* * *
Саша:
— Чур, моя мама!
Минутное замешательство и потом Галкин вопль:
— А голова мамина — чур, моя!
* * *
Саша, о маленьких ножницах:
— Мам, эти ножницы — грудные?
25 августа 46.
Ника была случайной свидетельницей такого разговора:
Саша, детям:
— Я разрушу ваш домик!
Галя:
— Не смей, я скажу маме.
Саша:
— Тогда я скажу папе, что ты меня ударила!
Тогда вмешалась Ника, спросив у детей, ударяла ли Галя Сашу. Все хором сказали — нет. Тогда Саша со слезами стала повторять:
— Нет, ударила, нет, ударила! Я скажу папе, и он мне поверит. Он мне поверит, а не Гале.
Это очень серьезно, очень тревожно. Но как всегда — не знаю, что нужно сделать. Для серьезного разговора на эту тему Саша слишком глупа еще. Отшлепать — она не поймет, за что. Простой выговор («Нехорошо говорить неправду, никто не поверит девочке, если она говорит неправду») не произведет на нее никакого впечатления.
Сказать: «Прости меня, я больше никогда не буду!» ей ничего не стоит.
21 сентября 46.
Саша придумала новое слово. Она сказала:
— Мама, я не забуду того, что ты мне говоришь, я не такая забудка, как Галя.
* * *
Я, по телефону:
— Я выеду в четыре!
Саша, по обыкновению с воплем:
— Нет, нет, ты не в четыре, а в пять поедешь!
Галя, иронически:
— Ребенок, знавший арифметику…
В этом замечании усматриваю тлетворное влияние Шуриного остроумия.
* * *
Саша:
— Мама, ты что, не слышишь?

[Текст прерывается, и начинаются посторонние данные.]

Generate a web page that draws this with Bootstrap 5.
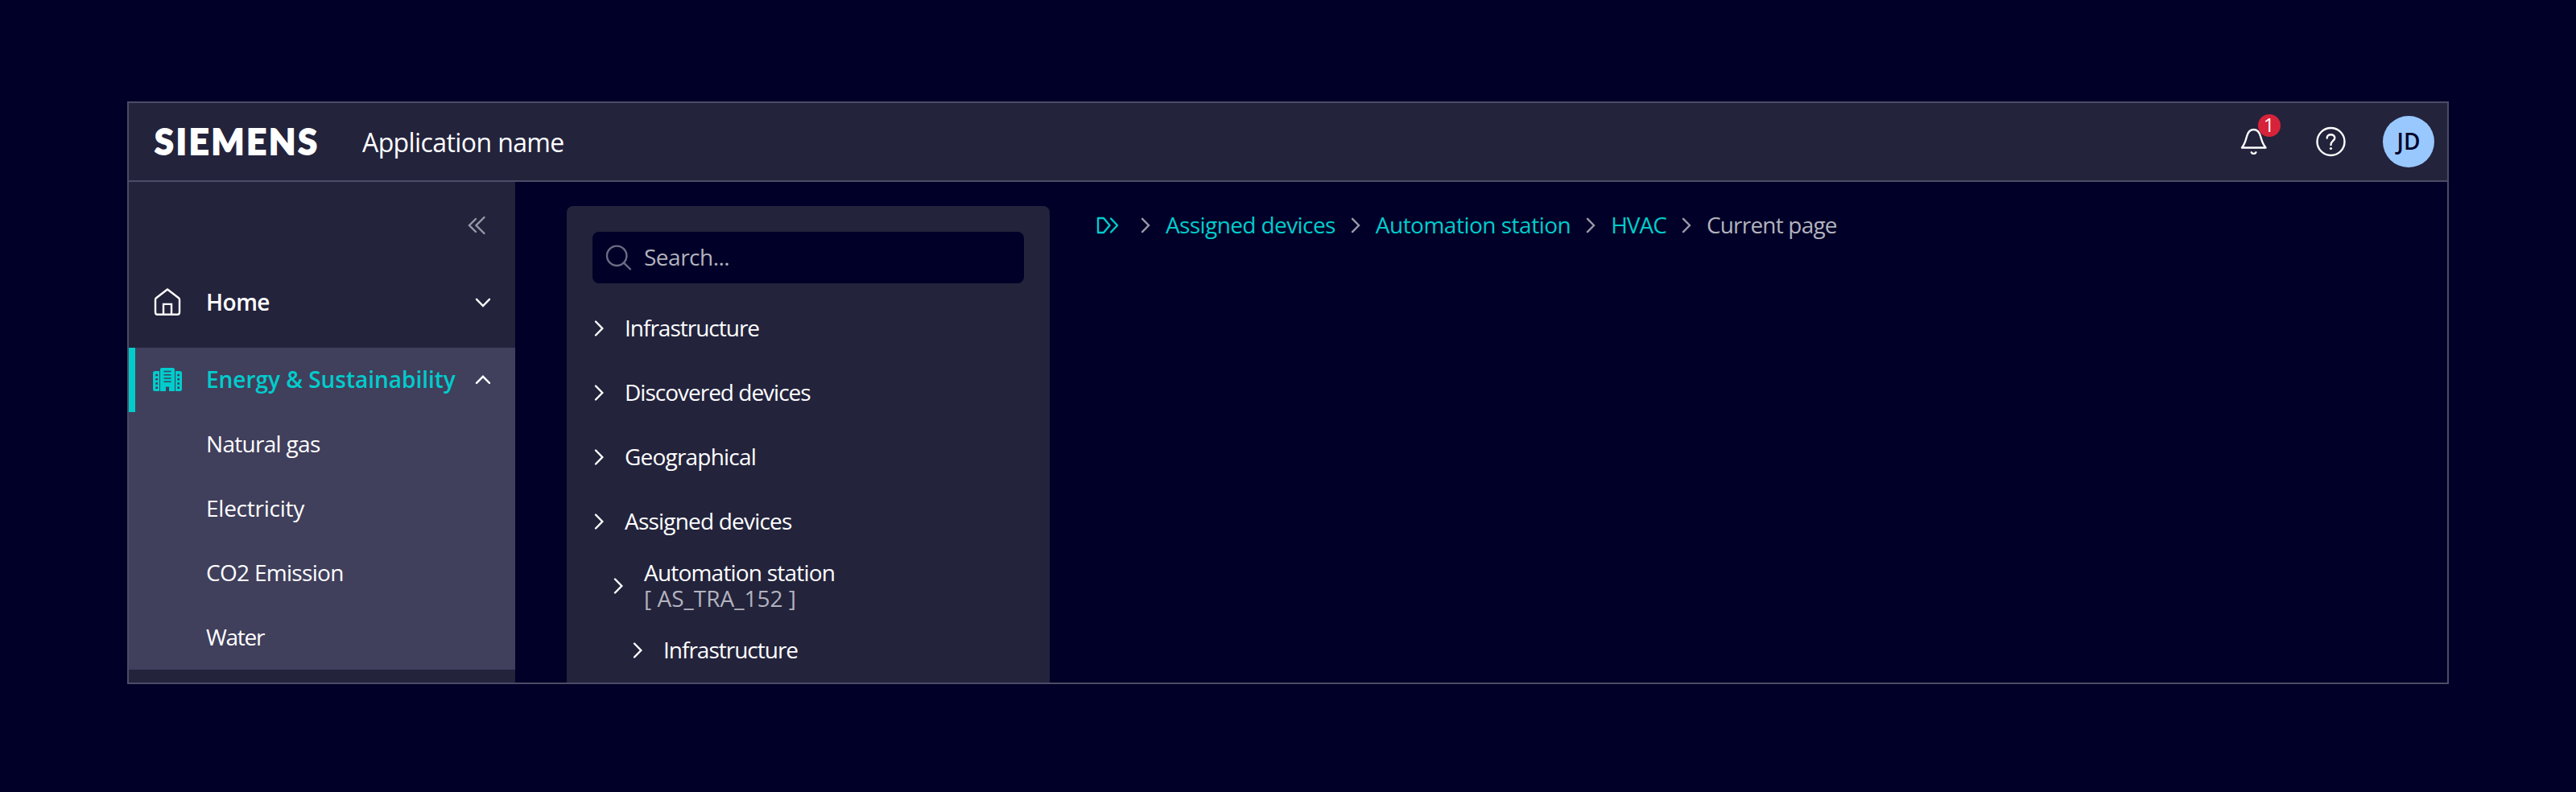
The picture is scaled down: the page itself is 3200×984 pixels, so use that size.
<!DOCTYPE html>
<html lang="en" data-bs-theme="dark">
<head>
<meta charset="utf-8">
<meta name="viewport" content="width=device-width, initial-scale=1">
<title>Application name</title>
<link href="https://cdn.jsdelivr.net/npm/bootstrap@5.3.0/dist/css/bootstrap.min.css" rel="stylesheet">
<style>
  :root {
    --base-0: #000028;
    --base-1: #23233c;
    --base-selected: #403f5c;
    --line: #4c4c68;
    --accent: #00cccc;
    --muted: #b3b3be;
    --icon-muted: #9999a9;
  }
  body {
    background: var(--base-0);
    color: #fff;
    font: 400 28px/32px "Open Sans", "Noto Sans", sans-serif;
    overflow: hidden;
  }
  svg { display: block; flex: none; fill: none; stroke: currentColor; stroke-width: 2.4; stroke-linecap: round; }
  a { color: inherit; text-decoration: none; }
  .shell { margin: 126px 158px; height: 724px; border: 2px solid var(--line); }
  .topbar { height: 98px; padding-left: 32px; background: var(--base-1); border-bottom: 2px solid var(--line); }
  .logo { width: 258px; font: 900 43px/60px Lato, sans-serif; letter-spacing: 3px; -webkit-text-stroke: 1.8px #fff; }
  .app-title { font-size: 32px; letter-spacing: -.6px; margin-top: 1px; }
  .tool { width: 96px; height: 96px; }
  .counter { position: absolute; left: 53px; top: 14px; width: 28px; height: 28px; background: #d72339; font-size: 24px; line-height: 26px; text-align: center; padding-right: 1px; }
  .avatar { width: 64px; height: 64px; background: #99c8ff; color: var(--base-0); font-weight: 600; }
  .txt { white-space: nowrap; margin-top: -2px; }

  .sidebar { width: 480px; flex: none; background: var(--base-1); }
  .collapse-row { height: 110px; padding: 0 34px 2px 0; color: var(--icon-muted); }
  .side-item { height: 80px; padding-left: 28px; font-weight: 600; }
  .side-item .txt { flex: 1; margin-left: 28px; }
  .side-item .toggle { margin-right: 24px; }
  .side-item.active { color: var(--accent); border-left: 8px solid var(--accent); padding-left: 20px; letter-spacing: -.02px; }
  .side-item.active .toggle { color: #fff; }
  .side-group { background: var(--base-selected); margin-top: 16px; }
  .side-sub { height: 80px; padding-left: 96px; }

  .tree-panel { width: 600px; flex: none; margin: 30px 0 0 64px; padding: 32px 32px 0; background: var(--base-1); border-radius: 8px 8px 0 0; }
  .search { height: 64px; background: var(--base-0); border-radius: 8px; color: var(--muted); margin-bottom: 16px; }
  .search svg { color: #6c6c84; }
  .tree-row { height: 80px; }
  .lvl-2 { padding-left: 24px; }
  .lvl-3 { padding-left: 48px; }
  .muted { color: var(--muted); }

  .trail { margin: 34px 0 0 54px; height: 40px; color: var(--accent); }
  .trail .sep { color: var(--icon-muted); }

  .t-02 { letter-spacing: -.25px; } .t-05 { letter-spacing: -.5px; } .t-06 { letter-spacing: -.6px; } .t-07 { letter-spacing: -.7px; }
  .t-08 { letter-spacing: -.8px; } .t-09 { letter-spacing: -1px; } .t-10 { letter-spacing: -1px; } .t-17 { letter-spacing: -1.3px; }
</style>
</head>
<body>
<svg class="d-none">
  <symbol id="chev" viewBox="0 0 40 32"><path d="M4 7.5 12.3 16 4 24.5"/></symbol>
  <symbol id="sep" viewBox="0 0 50 32"><path d="M21 7.8 29 16 21 24.2"/></symbol>
</svg>
<div class="shell d-flex flex-column">
  <header class="topbar d-flex align-items-center">
    <div class="logo">SIEMENS</div>
    <div class="app-title">Application name</div>
    <div class="d-flex ms-auto">
      <a href="#" class="tool position-relative" aria-label="Notifications">
        <svg width="96" height="96"><path stroke-linejoin="round" d="M33 55.5H62.5C59 51 57.6 47 56.3 42C54.8 36.2 52.3 33 47.6 33S40.400 36.200 38.900 42C37.600 47 36.500 51 33 55.500Z"/><path d="M44.800 61.300C46 63.400 49.200 63.400 50.400 61.300"/></svg>
        <span class="counter rounded-circle">1</span>
      </a>
      <a href="#" class="tool" aria-label="Help">
        <svg width="96" height="96"><circle cx="47.500" cy="48" r="17"/><path d="M42.700 43.500C42.700 37.800 52.300 37.800 52.300 43.300C52.300 47 47.500 47 47.500 52"/><circle cx="47.500" cy="56.500" r="1.600" fill="currentColor" stroke="none"/></svg>
      </a>
      <div class="tool d-flex align-items-center justify-content-center">
        <div class="avatar rounded-circle d-flex align-items-center justify-content-center"><span class="txt">JD</span></div>
      </div>
    </div>
  </header>
  <div class="d-flex flex-grow-1 overflow-hidden">
    <nav class="sidebar">
      <div class="collapse-row d-flex align-items-center justify-content-end">
        <svg width="28" height="32"><path d="M23.500 6 13.500 16 23.500 26M13 8 5 16 13 24"/></svg>
      </div>
      <a href="#" class="side-item d-flex align-items-center">
        <svg width="40" height="40" stroke-linejoin="round"><path d="M20 3.500 34 14.300Q35 15.100 35 16.500V32Q35 34.700 32.300 34.700H7.700Q5 34.700 5 32V16.500Q5 15.100 6 14.300Z"/><path d="M15 34.500V21.900H25V34.500" stroke-linejoin="miter"/></svg>
        <span class="txt t-05">Home</span>
        <svg class="toggle" width="32" height="32"><path d="M8 11.800 16 20 24 11.800"/></svg>
      </a>
      <div class="side-group">
        <a href="#" class="side-item active d-flex align-items-center">
          <svg width="40" height="40"><g fill="currentColor" stroke="none" fill-rule="evenodd"><path d="M4.500 9H10V34H4.500Q2 34 2 31.500V11.500Q2 9 4.500 9ZM5.300 12.700V15.200H8V12.700ZM5.300 18V20.500H8V18ZM5.300 23.300V25.800H8V23.300ZM5.300 28.500V31H8V28.500Z"/><path d="M30 9H35.500Q38 9 38 11.500V31.500Q38 34 35.500 34H30ZM32.300 12.700V15.200H35V12.700ZM32.300 18V20.500H35V18ZM32.300 23.300V25.800H35V23.300ZM32.300 28.500V31H35V28.500Z"/><path d="M13 5H27Q29 5 29 7V34H22V28.500H18V34H11V7Q11 5 13 5ZM15.500 8.700V10.300H24.500V8.700ZM15.500 13V14.600H24.500V13ZM15.500 17.200V18.800H24.500V17.200ZM15.500 21.400V23H24.500V21.400Z"/></g></svg>
          <span class="txt">Energy &amp; Sustainability</span>
          <svg class="toggle" width="32" height="32"><path d="M8 19.900 16 11.800 24 19.900"/></svg>
        </a>
        <a href="#" class="side-sub d-flex align-items-center"><span class="txt t-07">Natural gas</span></a>
        <a href="#" class="side-sub d-flex align-items-center"><span class="txt t-02">Electricity</span></a>
        <a href="#" class="side-sub d-flex align-items-center"><span class="txt t-07">CO2 Emission</span></a>
        <a href="#" class="side-sub d-flex align-items-center"><span class="txt t-17">Water</span></a>
      </div>
    </nav>
    <section class="tree-panel">
      <div class="search d-flex align-items-center">
        <svg width="64" height="64"><circle cx="30.200" cy="29.800" r="12.200"/><path d="M39 38.700 47 46.500"/></svg>
        <span class="txt t-05">Search...</span>
      </div>
      <div class="tree-row d-flex align-items-center"><svg width="40" height="32"><use href="#chev"/></svg><span class="txt t-09">Infrastructure</span></div>
      <div class="tree-row d-flex align-items-center"><svg width="40" height="32"><use href="#chev"/></svg><span class="txt t-10">Discovered devices</span></div>
      <div class="tree-row d-flex align-items-center"><svg width="40" height="32"><use href="#chev"/></svg><span class="txt t-08">Geographical</span></div>
      <div class="tree-row d-flex align-items-center"><svg width="40" height="32"><use href="#chev"/></svg><span class="txt t-08">Assigned devices</span></div>
      <div class="tree-row lvl-2 d-flex align-items-center"><svg width="40" height="32"><use href="#chev"/></svg><div class="txt"><div class="t-08">Automation station</div><div class="muted">[ AS_TRA_152 ]</div></div></div>
      <div class="tree-row lvl-3 d-flex align-items-center"><svg width="40" height="32"><use href="#chev"/></svg><span class="txt t-09">Infrastructure</span></div>
    </section>
    <main class="flex-grow-1">
      <nav class="trail d-flex align-items-center">
        <svg width="40" height="32" stroke-linejoin="round"><path d="M6 7H13L20.500 16 13 25H6ZM22 7.500 30 16 22 24.500"/></svg>
        <svg class="sep" width="50" height="32"><use href="#sep"/></svg><a href="#" class="txt t-06">Assigned devices</a>
        <svg class="sep" width="50" height="32"><use href="#sep"/></svg><a href="#" class="txt t-05">Automation station</a>
        <svg class="sep" width="50" height="32"><use href="#sep"/></svg><a href="#" class="txt t-10">HVAC</a>
        <svg class="sep" width="50" height="32"><use href="#sep"/></svg><span class="txt muted t-08">Current page</span>
      </nav>
    </main>
  </div>
</div>
<script src="https://cdn.jsdelivr.net/npm/bootstrap@5.3.0/dist/js/bootstrap.bundle.min.js"></script>
</body>
</html>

У тебя что, уш нету?
22 сентября 46.
Галя ходит в новую школу. Попала к молодой учительнице. Как остроумно заметил С. А. Гуревич[23], с точки зрения журналистской это хорошо, с точки зрения материнской — очень плохо.
Неопытная. Ребята едва научились узнавать подлежащее и сказуемое, а она уже требует, чтобы они находили сказуемое в безличном предложении, сказуемое, выраженное прилагательным, наречием и т. д.
Бестактная. Я послала ей записку, в которой просила посадить Галю ближе к доске, так как у нее после кори было осложнение на ухо, и она не совсем хорошо слышит. Прочитав записку, учительница сказала Гале: «Пусть мать принесет справку от врача».
Не знаю, как там с педагогической точки зрения, но, по-моему, нельзя давать ребенку понять, что не веришь его матери.
Потом: учительница все время требовала, чтобы Гале сшили коричневую форму. Пришлось покориться. Мама Соня купила коричневой шерсти и сама сшила чудесное платье. Галя полетела в школу как на крыльях, гордая и счастливая. Вернувшись смущенная, сказала:
— Чудна́я у нас Ирина Николаевна. Сама велела шить форму, а сама не радуется.
* * *
На днях было так:
— Шура, — сказала, я подхалимским голосом: — Мне очень хочется сегодня встретиться с Юшей, она здесь проездом. Я уйду часа на полтора.